Extract each line where the string "screenshot" shows up.

* DATASET ROWS *
.....

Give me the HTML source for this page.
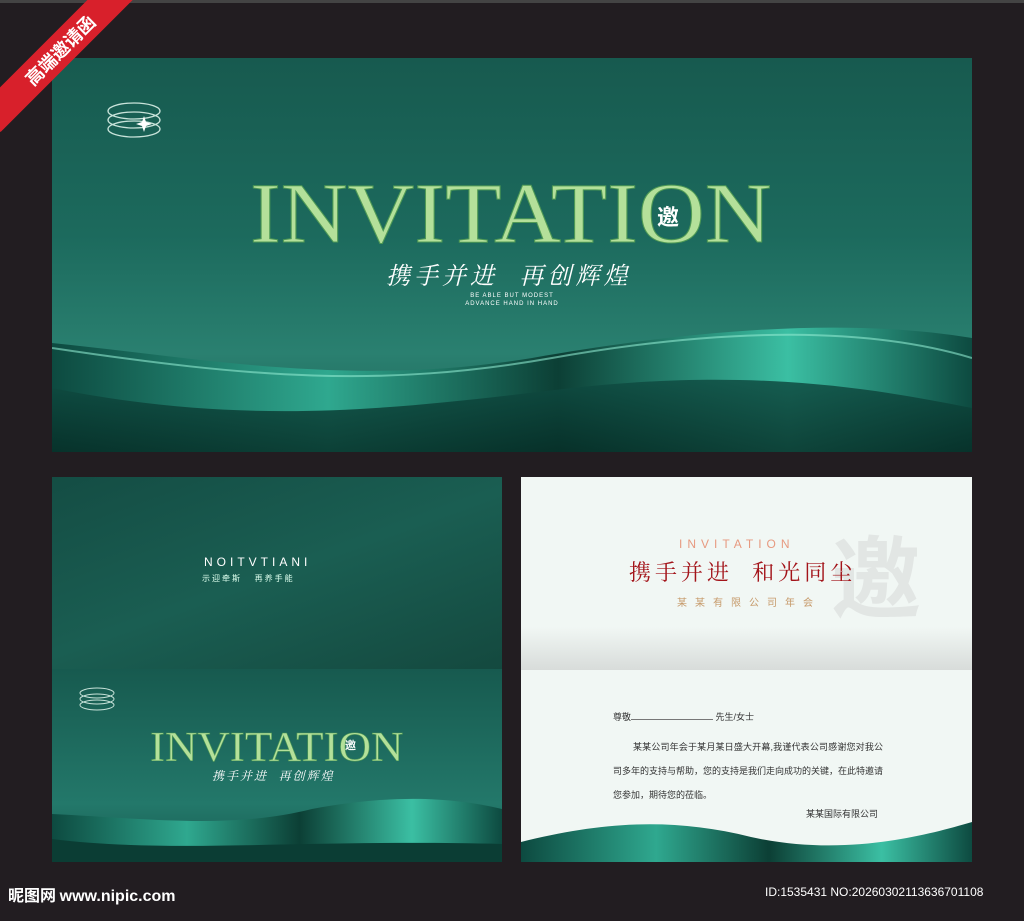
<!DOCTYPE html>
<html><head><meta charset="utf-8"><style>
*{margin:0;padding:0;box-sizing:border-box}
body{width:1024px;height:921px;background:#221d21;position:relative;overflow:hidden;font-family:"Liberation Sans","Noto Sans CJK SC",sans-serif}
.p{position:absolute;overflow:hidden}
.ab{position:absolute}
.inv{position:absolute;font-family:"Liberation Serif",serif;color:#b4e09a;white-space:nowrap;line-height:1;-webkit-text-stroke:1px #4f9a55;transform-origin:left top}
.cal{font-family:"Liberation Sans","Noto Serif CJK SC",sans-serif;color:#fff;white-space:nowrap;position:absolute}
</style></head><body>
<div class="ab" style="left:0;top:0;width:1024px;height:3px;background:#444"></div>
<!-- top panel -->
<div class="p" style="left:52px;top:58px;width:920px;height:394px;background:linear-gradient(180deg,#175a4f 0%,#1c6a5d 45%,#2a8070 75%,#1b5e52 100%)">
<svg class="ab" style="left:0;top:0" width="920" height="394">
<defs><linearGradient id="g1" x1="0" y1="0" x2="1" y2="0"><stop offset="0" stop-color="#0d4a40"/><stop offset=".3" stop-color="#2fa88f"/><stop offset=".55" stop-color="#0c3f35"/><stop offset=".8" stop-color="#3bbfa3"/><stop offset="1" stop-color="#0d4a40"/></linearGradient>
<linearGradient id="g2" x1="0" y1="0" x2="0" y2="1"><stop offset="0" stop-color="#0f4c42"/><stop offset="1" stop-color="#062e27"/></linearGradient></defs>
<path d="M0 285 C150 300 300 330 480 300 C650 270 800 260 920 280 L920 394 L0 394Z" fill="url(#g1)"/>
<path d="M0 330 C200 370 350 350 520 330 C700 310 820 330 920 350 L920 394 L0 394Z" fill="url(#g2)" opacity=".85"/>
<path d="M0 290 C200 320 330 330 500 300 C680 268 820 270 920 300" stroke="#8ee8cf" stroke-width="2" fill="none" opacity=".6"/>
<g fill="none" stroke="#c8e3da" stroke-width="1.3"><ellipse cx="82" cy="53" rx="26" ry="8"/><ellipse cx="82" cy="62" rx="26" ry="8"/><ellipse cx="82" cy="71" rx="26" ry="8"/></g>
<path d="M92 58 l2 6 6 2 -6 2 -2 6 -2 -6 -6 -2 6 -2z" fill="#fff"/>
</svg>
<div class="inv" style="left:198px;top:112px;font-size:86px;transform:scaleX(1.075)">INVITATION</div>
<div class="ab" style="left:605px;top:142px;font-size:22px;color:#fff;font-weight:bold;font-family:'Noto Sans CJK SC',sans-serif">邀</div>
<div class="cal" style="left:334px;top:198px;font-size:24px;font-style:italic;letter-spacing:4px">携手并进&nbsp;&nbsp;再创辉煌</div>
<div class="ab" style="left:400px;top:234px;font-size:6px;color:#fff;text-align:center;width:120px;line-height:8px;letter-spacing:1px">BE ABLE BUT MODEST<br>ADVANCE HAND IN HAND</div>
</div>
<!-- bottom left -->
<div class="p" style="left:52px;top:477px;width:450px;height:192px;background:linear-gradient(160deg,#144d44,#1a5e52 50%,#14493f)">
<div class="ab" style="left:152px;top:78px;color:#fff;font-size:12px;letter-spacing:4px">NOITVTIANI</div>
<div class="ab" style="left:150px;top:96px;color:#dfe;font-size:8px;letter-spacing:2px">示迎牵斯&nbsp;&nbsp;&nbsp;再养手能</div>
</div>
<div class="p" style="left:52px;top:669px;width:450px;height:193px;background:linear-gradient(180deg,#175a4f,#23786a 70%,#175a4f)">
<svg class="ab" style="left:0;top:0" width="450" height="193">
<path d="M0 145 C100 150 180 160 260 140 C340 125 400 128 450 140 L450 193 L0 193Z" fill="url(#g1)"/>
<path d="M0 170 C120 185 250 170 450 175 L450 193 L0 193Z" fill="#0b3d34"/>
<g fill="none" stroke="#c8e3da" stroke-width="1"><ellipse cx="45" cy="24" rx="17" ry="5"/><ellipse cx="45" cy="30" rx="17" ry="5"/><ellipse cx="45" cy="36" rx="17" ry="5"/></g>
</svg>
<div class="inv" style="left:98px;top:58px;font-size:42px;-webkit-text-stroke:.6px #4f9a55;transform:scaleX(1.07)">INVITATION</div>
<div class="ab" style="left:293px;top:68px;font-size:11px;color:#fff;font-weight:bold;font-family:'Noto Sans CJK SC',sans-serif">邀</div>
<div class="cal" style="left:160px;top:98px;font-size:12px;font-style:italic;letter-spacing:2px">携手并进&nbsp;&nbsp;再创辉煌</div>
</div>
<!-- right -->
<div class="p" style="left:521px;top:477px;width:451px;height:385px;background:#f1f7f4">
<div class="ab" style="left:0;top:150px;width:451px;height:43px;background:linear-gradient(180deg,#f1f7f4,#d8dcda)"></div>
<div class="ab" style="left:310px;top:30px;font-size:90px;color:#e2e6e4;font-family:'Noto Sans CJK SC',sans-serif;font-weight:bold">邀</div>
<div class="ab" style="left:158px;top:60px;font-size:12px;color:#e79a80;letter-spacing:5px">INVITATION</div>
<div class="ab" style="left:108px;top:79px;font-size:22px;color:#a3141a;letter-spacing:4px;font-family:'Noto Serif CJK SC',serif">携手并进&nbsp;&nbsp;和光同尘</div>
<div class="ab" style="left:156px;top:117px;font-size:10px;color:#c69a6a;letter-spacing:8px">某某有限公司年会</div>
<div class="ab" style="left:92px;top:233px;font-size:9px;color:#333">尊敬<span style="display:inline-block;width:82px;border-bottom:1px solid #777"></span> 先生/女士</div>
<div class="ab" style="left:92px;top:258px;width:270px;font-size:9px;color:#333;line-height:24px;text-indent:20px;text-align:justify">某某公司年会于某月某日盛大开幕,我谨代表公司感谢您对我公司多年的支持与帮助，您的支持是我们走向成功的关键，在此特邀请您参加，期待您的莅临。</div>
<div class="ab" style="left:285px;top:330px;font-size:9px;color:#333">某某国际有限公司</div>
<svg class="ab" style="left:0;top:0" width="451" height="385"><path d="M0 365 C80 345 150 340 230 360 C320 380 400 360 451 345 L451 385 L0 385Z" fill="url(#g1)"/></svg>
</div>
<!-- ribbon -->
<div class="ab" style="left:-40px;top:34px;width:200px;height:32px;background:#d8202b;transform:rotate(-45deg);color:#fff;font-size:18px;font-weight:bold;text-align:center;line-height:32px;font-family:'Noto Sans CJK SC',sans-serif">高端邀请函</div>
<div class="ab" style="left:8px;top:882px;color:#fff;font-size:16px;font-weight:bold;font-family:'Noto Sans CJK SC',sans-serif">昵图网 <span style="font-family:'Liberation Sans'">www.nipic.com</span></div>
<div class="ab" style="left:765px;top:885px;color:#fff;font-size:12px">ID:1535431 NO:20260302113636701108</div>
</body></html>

.....

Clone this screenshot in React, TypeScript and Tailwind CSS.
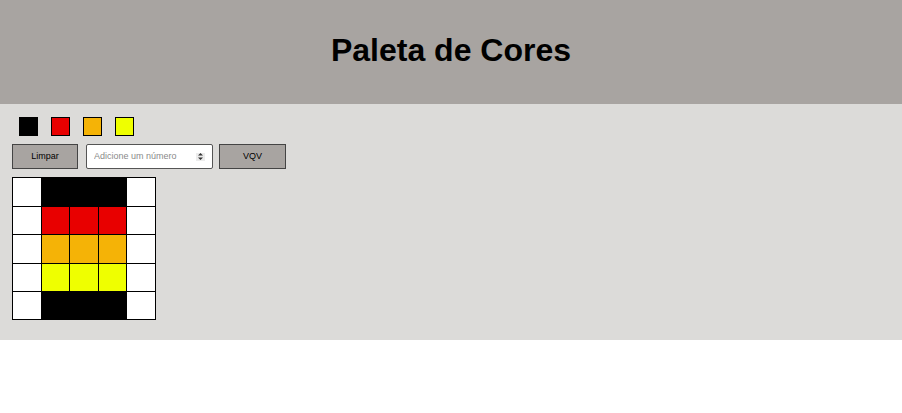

.....

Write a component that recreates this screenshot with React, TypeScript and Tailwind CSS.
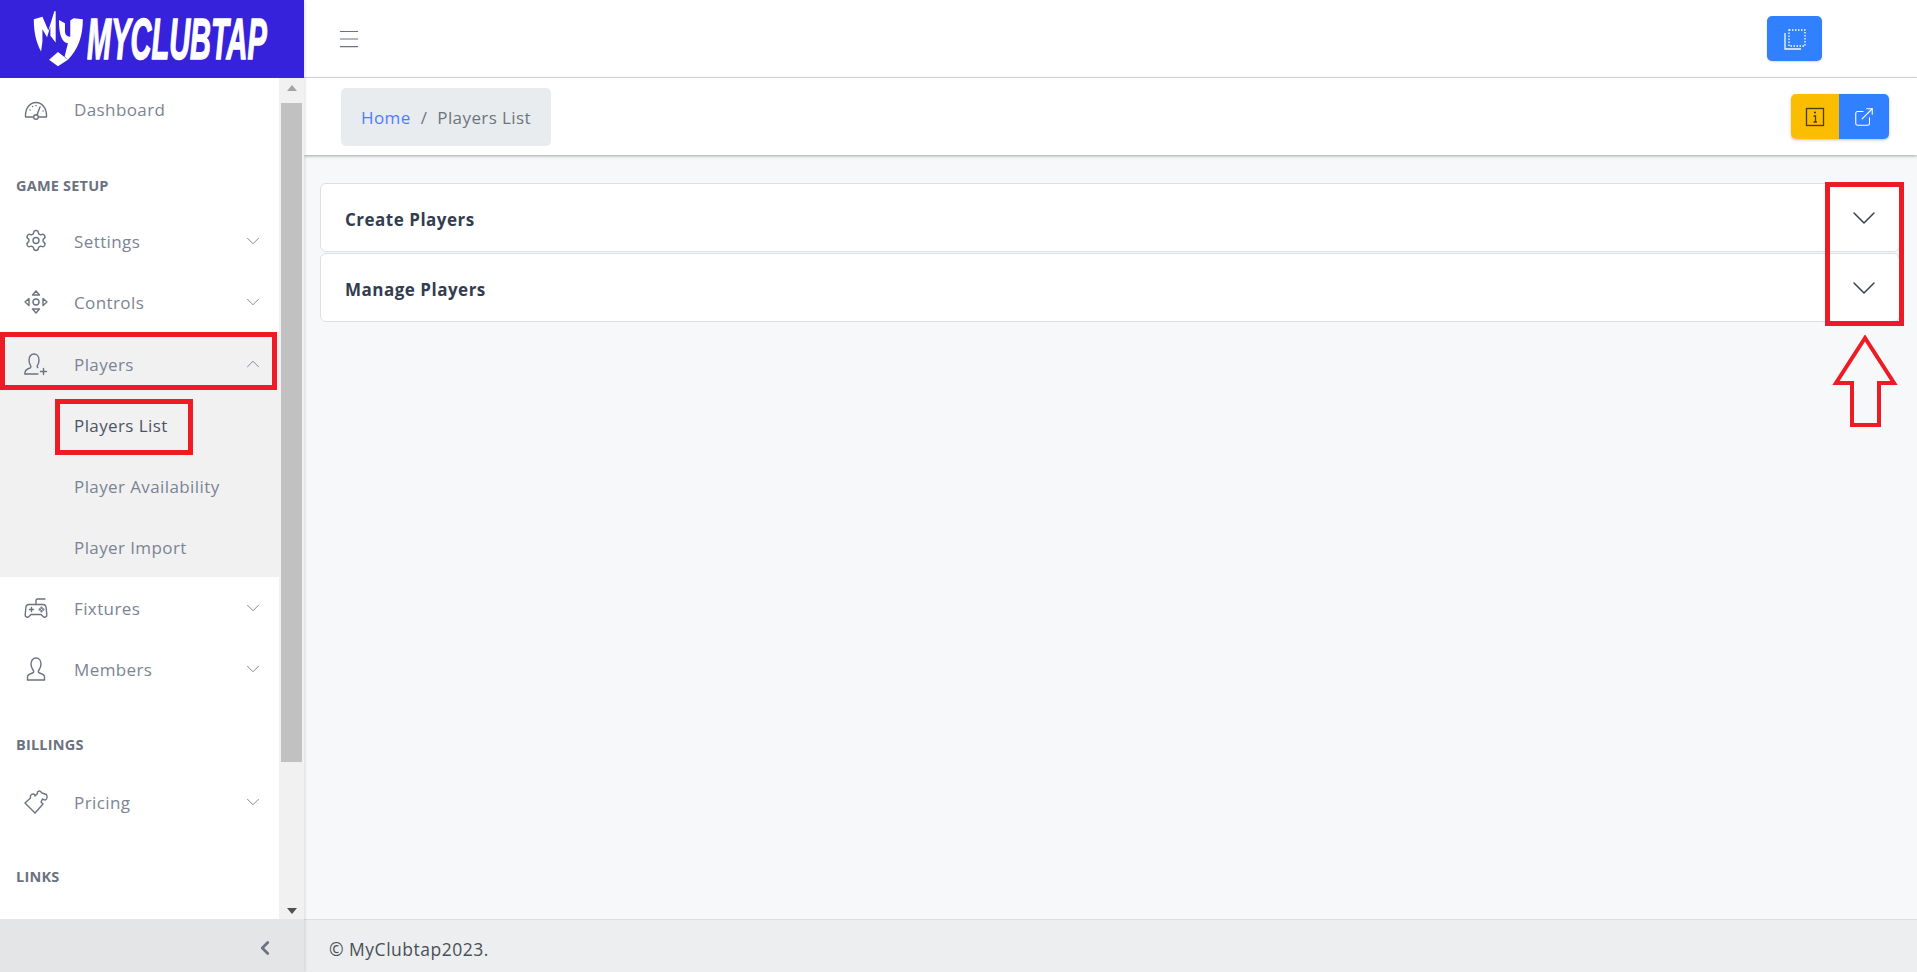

.....

* FULL RESPONSE *
Clone this screenshot in React, TypeScript and Tailwind CSS.
Write a component that recreates this screenshot with React, TypeScript and Tailwind CSS.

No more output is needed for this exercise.